Además, y por primera vez en dos décadas tras la evaporación de UPyD y Ciudadanos, los españoles acudirán a las urnas sin poder escoger una papeleta que represente específicamente al centro político: el espacio con el que se siente más identificado este diario.
En estas elecciones hay mucho más que un Gobierno en disputa. España se juega seguir una dinámica de polarización o recuperar los elementos perdidos de la transversalidad que tan beneficiosos fueron en los momentos clave de la Transición.
Los españoles deben ser muy conscientes de la utilidad de su voto. Y no tienen para ello otra referencia, más allá de los programas de los partidos, que los sondeos de las empresas demoscópicas.
Cuando los sondeos son bienintencionados, como ocurre en la mayoría de los casos, tratan de reflejar con un lógico margen de error la realidad. Pero cuando no lo son, intentan condicionarla e incluso manipularla en beneficio de sus patrocinadores. El caso del CIS, sobre todo desde que lo dirige el socialista Tezanos, es un ejemplo de injerencia contraria a la democracia.

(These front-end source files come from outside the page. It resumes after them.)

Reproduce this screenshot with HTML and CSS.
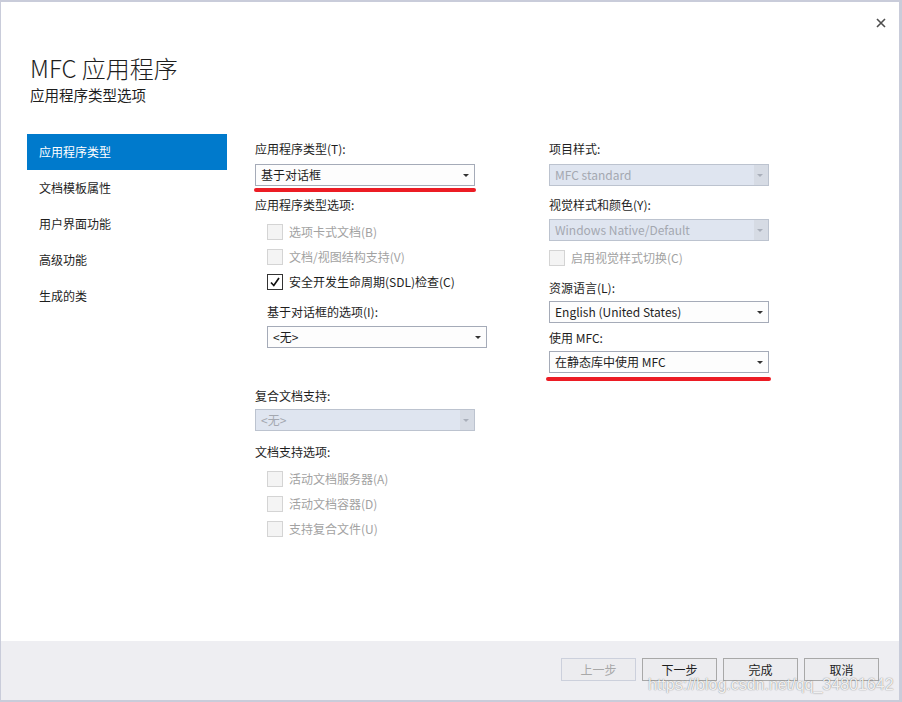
FILE: index.html
```html
<!DOCTYPE html>
<html lang="zh-CN">

<head>
    <meta charset="UTF-8">
    <meta name="viewport" content="width=device-width, initial-scale=1.0">
    <title>MFC 应用程序</title>

    <link rel="stylesheet" href="styles.css">
</head>

<body>
    <div class="dialog">
        <button class="close-btn" title="关闭">
            <svg width="10" height="10" viewBox="0 0 10 10">
                <path d="M1 1 L9 9 M9 1 L1 9" stroke="#4d4d4d" stroke-width="1.6" fill="none" />
            </svg>
        </button>

        <div class="header">
            <h1 class="title">MFC 应用程序</h1>
            <div class="subtitle">应用程序类型选项</div>
        </div>

        <div class="main">
            <ul class="nav">
                <li class="nav-item active">应用程序类型</li>
                <li class="nav-item">文档模板属性</li>
                <li class="nav-item">用户界面功能</li>
                <li class="nav-item">高级功能</li>
                <li class="nav-item">生成的类</li>
            </ul>

            <div class="col col-left">
                <label class="field-label">应用程序类型(T):</label>
                <div class="select mt7">基于对话框<span class="arrow"></span></div>
                <div class="mark mark-left"></div>

                <label class="field-label mt5">应用程序类型选项:</label>
                <div class="checks indent mt11">
                    <div class="check disabled"><span class="box"></span>选项卡式文档(B)</div>
                    <div class="check disabled"><span class="box"></span>文档/视图结构支持(V)</div>
                    <div class="check"><span class="box checked">
                            <svg width="14" height="14" viewBox="0 0 14 14">
                                <path d="M3 7.5 L5.8 10.5 L11 3" stroke="#111" stroke-width="1.7" fill="none" />
                            </svg>
                        </span>安全开发生命周期(SDL)检查(C)</div>
                </div>

                <label class="field-label indent mt14">基于对话框的选项(I):</label>
                <div class="select indent mt6">&lt;无&gt;<span class="arrow"></span></div>

                <label class="field-label mt40">复合文档支持:</label>
                <div class="select disabled mt5">&lt;无&gt;<span class="arrow"></span></div>

                <label class="field-label mt13">文档支持选项:</label>
                <div class="checks indent mt11">
                    <div class="check disabled"><span class="box"></span>活动文档服务器(A)</div>
                    <div class="check disabled"><span class="box"></span>活动文档容器(D)</div>
                    <div class="check disabled"><span class="box"></span>支持复合文件(U)</div>
                </div>
            </div>

            <div class="col col-right">
                <label class="field-label">项目样式:</label>
                <div class="select disabled mt7">MFC standard<span class="arrow"></span></div>

                <label class="field-label mt11">视觉样式和颜色(Y):</label>
                <div class="select disabled mt6">Windows Native/Default<span class="arrow"></span></div>

                <div class="check disabled mt9"><span class="box"></span>启用视觉样式切换(C)</div>

                <label class="field-label mt14">资源语言(L):</label>
                <div class="select mt5">English (United States)<span class="arrow"></span></div>

                <label class="field-label mt7">使用 MFC:</label>
                <div class="select mt5">在静态库中使用 MFC<span class="arrow"></span></div>
                <div class="mark mark-right"></div>
            </div>
        </div>

        <div class="footer">
            <button class="btn" disabled>上一步</button>
            <button class="btn">下一步</button>
            <button class="btn">完成</button>
            <button class="btn">取消</button>
        </div>

        <div class="watermark">https://blog.csdn.net/qq_34801642</div>
    </div>
</body>

</html>
```

FILE: styles.css
```css
* {
    box-sizing: border-box;
}

body {
    margin: 0;
    background-color: #c9ccda;
    font-family: "Noto Sans CJK SC", sans-serif;
    font-size: 12px;
    color: #1e1e1e;
}

.dialog {
    position: relative;
    display: flex;
    flex-direction: column;
    width: 898px;
    height: 698px;
    margin: 2px 3px 2px 1px;
    background-color: white;
}

.close-btn {
    position: absolute;
    top: 14px;
    right: 11px;
    width: 14px;
    height: 14px;
    padding: 0 2px;
    border: 0;
    background: none;
}

.header {
    padding: 51px 0 0 29px;
}

.title {
    margin: 0;
    font-size: 24px;
    font-weight: 300;
    line-height: 30px;
    color: #1e1e1e;
}

.subtitle {
    margin-top: 3px;
    font-size: 14.5px;
    line-height: 18px;
}

.main {
    display: flex;
    flex: 1;
    margin-top: 30px;
}

.nav {
    list-style: none;
    margin: 0 0 0 26px;
    padding: 0;
    width: 200px;
}

.nav-item {
    height: 36px;
    line-height: 36px;
    padding-left: 12px;
}

.nav-item.active {
    background-color: #007acc;
    color: white;
}

.col {
    padding-top: 7px;
}

.col-left {
    width: 294px;
    margin-left: 28px;
}

.col-right {
    width: 220px;
}

.field-label {
    display: block;
    line-height: 16px;
}

.select {
    position: relative;
    width: 220px;
    height: 22px;
    line-height: 20px;
    padding-left: 5px;
    border: 1px solid #a5abb8;
    background-color: #fdfdfd;
}

.select .arrow {
    position: absolute;
    right: 5px;
    top: 9px;
    border-left: 3px solid transparent;
    border-right: 3px solid transparent;
    border-top: 3px solid #333;
}

.select.disabled {
    color: #a4a8b0;
    border-color: #bcc3cf;
    background: linear-gradient(to left, #d6dbe4 14px, #dfe5f0 14px);
}

.select.disabled .arrow {
    border-top-color: #a9afba;
}

.mark {
    height: 4px;
    border-radius: 2px;
    background-color: #ec1c24;
}

.mark-left {
    width: 222px;
    margin: 2px 0 0 -1px;
}

.mark-right {
    width: 225px;
    margin: 4px 0 0 -3px;
}

.indent {
    margin-left: 12px;
}

.checks {
    display: flex;
    flex-direction: column;
    gap: 9px;
}

.check {
    display: flex;
    align-items: center;
    height: 16px;
    line-height: 16px;
}

.check .box {
    display: flex;
    align-items: center;
    justify-content: center;
    width: 16px;
    height: 16px;
    margin-right: 6px;
    border: 1px solid #d4d4d4;
    background-color: #f4f4f4;
}

.check .box.checked {
    border-color: #333;
    background-color: white;
}

.check.disabled {
    color: #a2a2a2;
}

.mt5 { margin-top: 5px; }
.mt6 { margin-top: 6px; }
.mt7 { margin-top: 7px; }
.mt9 { margin-top: 9px; }
.mt11 { margin-top: 11px; }
.mt13 { margin-top: 13px; }
.mt14 { margin-top: 14px; }
.mt40 { margin-top: 40px; }

.footer {
    display: flex;
    justify-content: flex-end;
    gap: 6px;
    height: 59px;
    padding: 17px 20px 0 0;
    background-color: #eeeef2;
}

.btn {
    width: 75px;
    height: 23px;
    padding: 0;
    font-family: "Noto Sans CJK SC", sans-serif;
    font-size: 12px;
    color: #1e1e1e;
    border: 1px solid #a8a8a8;
    background-color: #ececef;
}

.btn:disabled {
    color: #a8a8a8;
    border-color: #ccd0dc;
}

.watermark {
    position: absolute;
    left: 647px;
    top: 674px;
    font-family: "Liberation Sans", sans-serif;
    font-size: 16px;
    color: rgba(255, 255, 255, 0.9);
    text-shadow: 0 0 1px rgba(0, 0, 0, 0.45), 0 0 2px rgba(0, 0, 0, 0.15);
    white-space: nowrap;
}
```
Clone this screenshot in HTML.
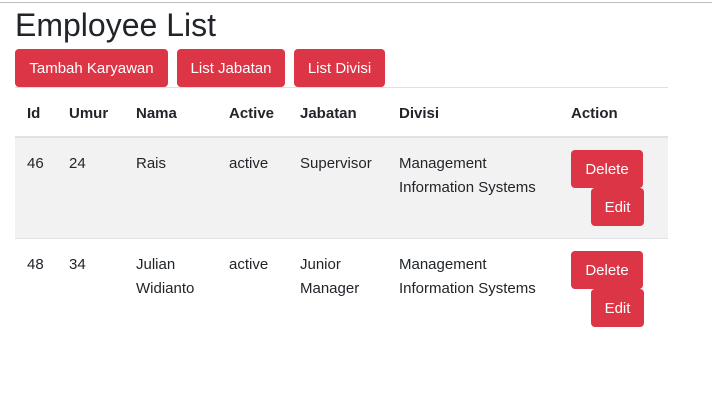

Hace tiempo que los españoles no se llevan a engaño con el único organismo demoscópico que prevé una victoria del PSOE. Pero, aun así, no se puede despreciar su influencia. Ante esta situación, es más lógico apelar a lo que dicen todos los estudios fiables, ya sean cercanos a los medios de comunicación conservadores, a los liberales o a los izquierdistas. Todos sostienen que el PP va a ganar las elecciones. La gran discrepancia estriba en la diferencia de escaños que Alberto Núñez Feijóo le sacará a Sánchez.
De cumplirse lo previsible, se abrirán tres escenarios. Descartada prácticamente la mayoría absoluta, cabría un triunfo muy amplio del PP, a partir de los 150 escaños, que pudiera llevarle a gobernar en solitario siempre que el PSOE o Vox se abstuvieran en la investidura. Si el triunfo es más tímido y no supera en escaños a la suma de PSOE y Sumar, el PP necesitará el apoyo activo de Vox. Si saca poca distancia al PSOE, cabría una mayoría de la izquierda con los nacionalistas o un bloqueo parlamentario que condenara a los españoles a una nueva convocatoria electoral.

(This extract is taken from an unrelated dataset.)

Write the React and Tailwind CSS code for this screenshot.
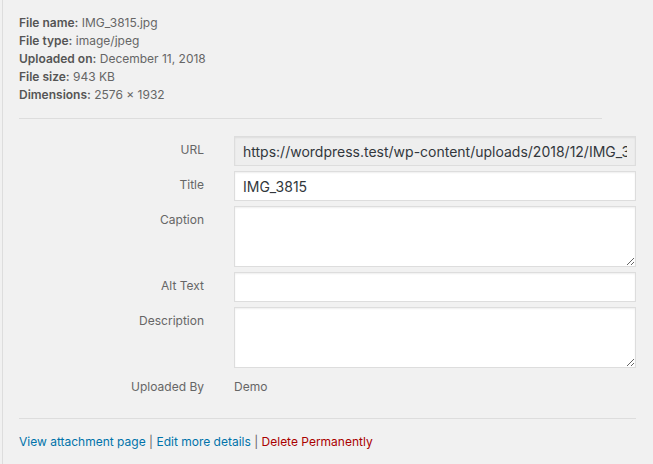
import React from 'react';

const font = { fontFamily: 'Inter, "Liberation Sans", sans-serif' };

function Field({ label, children, top = 'pt-[6px]' }) {
  return (
    <div className="flex items-start">
      <label className={`w-[185px] shrink-0 text-right text-[12px] leading-[16px] text-[#666] ${top}`}>{label}</label>
      <div className="ml-[30px] flex-1">{children}</div>
    </div>
  );
}

const inputCls =
  'w-full h-[30px] border border-[#ddd] px-[8px] text-[14px] text-[#32373c] shadow-[inset_0_1px_2px_rgba(0,0,0,0.07)] outline-none';

export default function App() {
  const details = [
    ['File name:', 'IMG_3815.jpg'],
    ['File type:', 'image/jpeg'],
    ['Uploaded on:', 'December 11, 2018'],
    ['File size:', '943 KB'],
    ['Dimensions:', '2576 × 1932'],
  ];

  return (
    <div className="w-[653px] h-[464px] bg-[#f1f1f1] overflow-hidden" style={font}>
      <div className="ml-[2px] h-full border-l border-[#ddd] pl-[16px] pr-[17px] pt-[14px]">
        <div className="w-[583px] border-b border-[#ddd] pb-[14px]">
          {details.map(([k, v]) => (
            <div key={k} className="text-[12px] leading-[18px] text-[#666]">
              <strong className="font-semibold text-[#555]">{k}</strong> {v}
            </div>
          ))}
        </div>

        <div className="mt-[17px] flex flex-col gap-[5px]">
          <Field label="URL">
            <input
              readOnly
              value="https://wordpress.test/wp-content/uploads/2018/12/IMG_3815.jpg"
              className={`${inputCls} bg-[#eee]`}
            />
          </Field>
          <Field label="Title">
            <input readOnly value="IMG_3815" className={`${inputCls} bg-white`} />
          </Field>
          <Field label="Caption">
            <textarea className="block w-full h-[61px] border border-[#ddd] bg-white px-[8px] text-[14px] shadow-[inset_0_1px_2px_rgba(0,0,0,0.07)] outline-none resize-y" />
          </Field>
          <Field label="Alt Text">
            <input readOnly value="" className={`${inputCls} bg-white`} />
          </Field>
          <Field label="Description">
            <textarea className="block w-full h-[61px] border border-[#ddd] bg-white px-[8px] text-[14px] shadow-[inset_0_1px_2px_rgba(0,0,0,0.07)] outline-none resize-y" />
          </Field>
          <Field label="Uploaded By">
            <div className="pt-[6px] text-[12px] leading-[16px] text-[#666]">Demo</div>
          </Field>
        </div>

        <div className="mt-[23px] border-t border-[#ddd] pt-[14px] text-[12px] leading-[18px] text-[#666]">
          <a className="text-[#0073aa]">View attachment page</a>
          {' | '}
          <a className="text-[#0073aa]">Edit more details</a>
          {' | '}
          <a className="text-[#a00]">Delete Permanently</a>
        </div>
      </div>
    </div>
  );
}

Con estas opciones, las preferencias están claras. Al conjunto de los españoles les conviene una victoria del PP con la suficiente holgura como para escapar de la influencia perniciosa de Vox y que le dé la autoridad moral para pedirle al PSOE que facilite la investidura y negocie grandes pactos de Estado con Feijóo.

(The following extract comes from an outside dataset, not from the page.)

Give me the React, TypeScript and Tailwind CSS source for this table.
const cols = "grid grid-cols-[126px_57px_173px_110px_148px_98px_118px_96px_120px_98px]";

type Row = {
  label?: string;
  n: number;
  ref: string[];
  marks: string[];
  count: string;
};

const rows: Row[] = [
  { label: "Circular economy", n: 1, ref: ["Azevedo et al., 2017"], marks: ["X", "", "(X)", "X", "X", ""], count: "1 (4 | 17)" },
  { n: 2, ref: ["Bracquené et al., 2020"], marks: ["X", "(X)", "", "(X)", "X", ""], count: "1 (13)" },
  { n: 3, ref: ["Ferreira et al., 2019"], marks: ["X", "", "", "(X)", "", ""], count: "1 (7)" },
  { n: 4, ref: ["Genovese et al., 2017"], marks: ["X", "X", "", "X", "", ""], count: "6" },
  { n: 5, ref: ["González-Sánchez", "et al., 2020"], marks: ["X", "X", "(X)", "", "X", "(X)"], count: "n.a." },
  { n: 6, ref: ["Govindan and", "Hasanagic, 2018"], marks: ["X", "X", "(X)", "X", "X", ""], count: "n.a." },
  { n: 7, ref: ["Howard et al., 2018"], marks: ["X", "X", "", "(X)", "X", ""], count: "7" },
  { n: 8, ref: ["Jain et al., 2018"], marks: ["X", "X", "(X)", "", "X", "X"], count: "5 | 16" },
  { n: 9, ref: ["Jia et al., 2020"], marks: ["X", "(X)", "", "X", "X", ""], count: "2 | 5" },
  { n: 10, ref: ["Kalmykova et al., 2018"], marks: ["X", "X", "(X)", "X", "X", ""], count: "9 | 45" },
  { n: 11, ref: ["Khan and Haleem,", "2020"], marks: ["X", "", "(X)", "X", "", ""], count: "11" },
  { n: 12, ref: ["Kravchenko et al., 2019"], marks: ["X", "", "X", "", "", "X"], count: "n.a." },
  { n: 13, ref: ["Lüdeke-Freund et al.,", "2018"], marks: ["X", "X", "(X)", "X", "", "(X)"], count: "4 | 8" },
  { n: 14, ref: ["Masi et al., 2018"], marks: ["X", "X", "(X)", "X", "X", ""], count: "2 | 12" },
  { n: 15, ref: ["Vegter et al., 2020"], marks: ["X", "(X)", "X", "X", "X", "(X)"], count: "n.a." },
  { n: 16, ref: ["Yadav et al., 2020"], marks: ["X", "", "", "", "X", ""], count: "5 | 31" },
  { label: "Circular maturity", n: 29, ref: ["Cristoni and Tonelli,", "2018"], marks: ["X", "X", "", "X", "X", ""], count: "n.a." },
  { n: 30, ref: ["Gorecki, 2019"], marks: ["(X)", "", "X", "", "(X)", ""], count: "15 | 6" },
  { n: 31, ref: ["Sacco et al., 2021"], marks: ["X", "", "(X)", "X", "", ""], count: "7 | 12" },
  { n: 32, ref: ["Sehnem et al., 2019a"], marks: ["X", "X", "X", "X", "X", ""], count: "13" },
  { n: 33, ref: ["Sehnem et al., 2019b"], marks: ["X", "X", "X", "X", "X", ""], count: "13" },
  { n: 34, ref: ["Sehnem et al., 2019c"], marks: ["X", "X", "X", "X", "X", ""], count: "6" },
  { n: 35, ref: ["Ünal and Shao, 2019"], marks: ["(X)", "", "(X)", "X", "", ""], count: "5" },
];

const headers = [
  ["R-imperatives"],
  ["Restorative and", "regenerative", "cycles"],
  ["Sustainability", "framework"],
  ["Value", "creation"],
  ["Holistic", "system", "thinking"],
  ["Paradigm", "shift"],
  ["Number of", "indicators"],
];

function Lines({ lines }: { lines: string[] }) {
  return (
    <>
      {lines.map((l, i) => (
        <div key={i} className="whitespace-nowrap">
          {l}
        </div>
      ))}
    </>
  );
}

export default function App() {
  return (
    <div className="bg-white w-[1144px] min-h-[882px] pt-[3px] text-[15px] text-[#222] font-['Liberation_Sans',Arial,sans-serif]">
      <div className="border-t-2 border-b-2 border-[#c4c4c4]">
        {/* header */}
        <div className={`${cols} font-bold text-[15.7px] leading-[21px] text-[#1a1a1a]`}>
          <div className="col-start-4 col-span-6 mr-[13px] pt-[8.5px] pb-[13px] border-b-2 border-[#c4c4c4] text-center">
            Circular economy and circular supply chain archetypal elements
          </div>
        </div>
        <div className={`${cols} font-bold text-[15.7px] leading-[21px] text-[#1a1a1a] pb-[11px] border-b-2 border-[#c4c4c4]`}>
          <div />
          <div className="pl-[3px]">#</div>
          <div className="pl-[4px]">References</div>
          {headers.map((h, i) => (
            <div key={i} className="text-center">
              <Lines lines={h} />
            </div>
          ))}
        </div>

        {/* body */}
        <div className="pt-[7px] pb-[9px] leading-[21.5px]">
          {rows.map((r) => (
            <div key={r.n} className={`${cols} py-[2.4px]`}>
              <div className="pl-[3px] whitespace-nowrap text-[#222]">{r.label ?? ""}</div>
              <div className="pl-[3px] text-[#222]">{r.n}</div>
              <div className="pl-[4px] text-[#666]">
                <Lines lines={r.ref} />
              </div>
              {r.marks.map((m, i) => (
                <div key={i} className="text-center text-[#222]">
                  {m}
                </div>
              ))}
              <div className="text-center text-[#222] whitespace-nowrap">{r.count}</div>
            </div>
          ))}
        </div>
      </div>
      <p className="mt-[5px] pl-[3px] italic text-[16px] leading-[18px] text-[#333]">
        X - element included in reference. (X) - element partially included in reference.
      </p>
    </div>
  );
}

Ningún español es ajeno a la negativa de Pedro Sánchez a esta posibilidad. Pero es bien sabido que un político depende de la aritmética parlamentaria y de la sensibilidad de sus bases, y no es lo mismo lo que se dice un día antes de las elecciones que un día después. Incluso es posible que, a partir de la próxima semana, coja peso la posibilidad de un cambio en el liderazgo socialista si los resultados no acompañan a Sánchez.
Del mismo modo, es importante para el país que los votantes de izquierdas se decanten antes por el PSOE que por Sumar para que la correlación de fuerzas favorezca a un partido socialdemócrata con experiencia de gobierno durante casi medio siglo de democracia antes que a una ensalada de siglas populistas y, en algunos casos, con valores contrarios a los principios constitucionales. Con una extrema izquierda débil será más fácil que el PSOE se abra a negociar con el PP y anteponga el interés general a las pulsiones personales.
Es muy importante que nadie se abstenga este domingo. Que no se bajen los brazos después de una larga y tóxica campaña. Que se haga un esfuerzo a pesar del sofocante calor de julio. Los españoles nos jugamos la gobernabilidad y la paz social de nuestro país.